Behind the mega piston, I could see that day’s main experiment. Lab technicians had built a life-sized frame for a single-story building in the middle of the warehouse-sized lab space. Attached to the frame were huge hydraulic motors that looked a bit like pared-down robot arms that were braced between the building and a strong concrete wall. These motors were controlled by researchers in a room packed with computers. With the press of a button, the engineers could deliver small, precise earthquakes to the building—or bone-rattlingly big ones. Sensors on the structure would measure every deformation and shake propagated through it.

Takhirov, who bounced around the control room taking obvious delight in the powerful machines working outside, has always lived with the threat of earthquakes. His birthplace in Uzbekistan is known for its massive quakes, as is the San Francisco Bay Area, where he’s spent much of his adult life. Though he began his career as a mechanical engineer studying wave dynamics, over time he left theory behind and got interested in real-world applications. The day I visited, the researchers were deforming one wall of their building with the motors. The process was slow, involving tiny shifts in the slightly crushed structure, and a great deal of muttering from graduate students about the waveforms we could see undulating across several computer monitors.

In this image from the Earthquake Simulation Lab at the University of - фото 13
In this image from the Earthquake Simulation Lab at the University of California, Berkeley, researchers were experimenting with the performance of steel-frame buildings reinforced with a variety of braces. They tested several braced frames and simulated earthquakes with large hydraulic actuators (the black objects with cylindrical bodies on the right side). Each actuator was capable of applying up to 1.5 million pounds of force. (illustration credit ill.12)

There are two ways to simulate earthquakes. Researchers can use a shaking table, which is exactly what it sounds like. They build a structure on top of a platform that can be shaken from underneath, creating an earthquake, so they can watch what happens and learn from it. The second way is what Takhirov’s colleagues and students were doing. They used their giant actuators to imitate how earthquake forces would deform the building, but they were doing it in slow motion. There was none of the violent motion you would see in an earthquake, but those robot arms carried the same force as a quake would. “Essentially we do this so we can look at each step,” Takhirov said. Using their computers, the researchers can also create a “hybrid simulation” that combines a mathematical model of a building with the physical object they’re manipulating in the lab.

The experiment that I was watching with the one-story building turned out to be a model of a two-story building—the second story existed only in software. We know enough about earthquake engineering at this point that we can actually extrapolate how a second story might behave based on what the first story does when it is slowly crushed by giant motors. Hybrid simulations make it easier for engineers to calculate how city buildings might respond in a quake, even if they aren’t able to build an entire 50-story building and wiggle it.

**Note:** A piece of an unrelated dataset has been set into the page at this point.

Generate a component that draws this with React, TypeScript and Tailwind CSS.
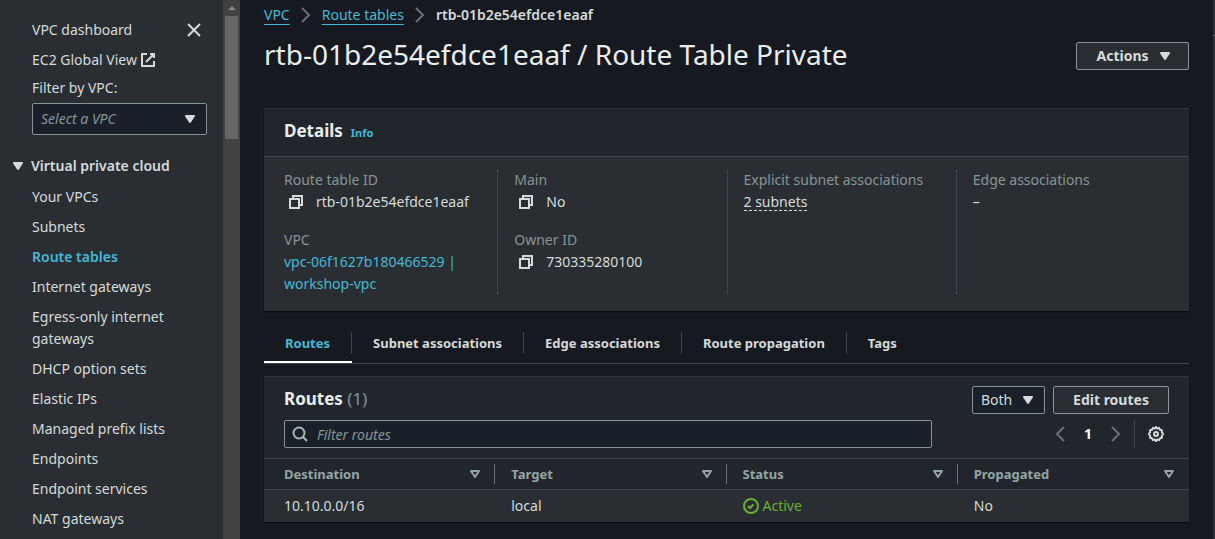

This particular hybrid simulation would ultimately reveal what happens to a multistory building during a quake if the second floor had been “isolated,” or built with a damper—usually a layer of flexible material—between it and the first story. Isolation stops the quake’s motion from propagating through a building unchecked, preventing it from swaying, torquing, and crumbling. Usually isolators are built into the bases of buildings, but the experiments I saw would demonstrate whether isolation units could be helpful between stories, too. If the isolator prevented significant damage in that simulated second story, these researchers would move on to the next phase of their work—getting their engineering discovery implemented in the real world.

How to Prevent Death with Engineering

What Takhirov and his colleagues learn in the Earthquake Simulator Lab gets translated into the building code, a set of safety rules that constrain how structures are built. These codes exist all over the world, varying slightly from region to region. When engineers like Takhirov make a new discovery about earthquake engineering, their next step is to petition to change the rules that govern city development. “I can conduct several tests, and then I can approach the coding committee with my results and say, ‘I should change things here,’” Takhirov said.

Failure to update building codes is a major reason so many lives are lost in cities during disasters. Takhirov visited Haiti soon after the series of quakes that nearly leveled the capital, Port-au-Prince. He and his team documented the damage, using conventional cameras as well as sophisticated laser-imaging devices that produced 3-D representations of the shattered city. A lot of the damage could have been prevented with better engineering. They found buildings that never would have collapsed if they’d used simple reinforcements. Unfortunately, however, the local building code lagged behind recent discoveries. But some buildings weren’t up to the local code, either—mostly because builders couldn’t afford the reinforcements and structural planning required. The more earthquake-proof a building is, the more expensive it gets. That’s why Takhirov tries to be pragmatic about earthquake engineering. When builders have to cut corners, they should always prioritize human safety over a building’s durability. “Sometimes it’s more cost effective to have a building that will be damaged but not collapse,” Takhirov explained. “That way people can escape, even if you have major damage.”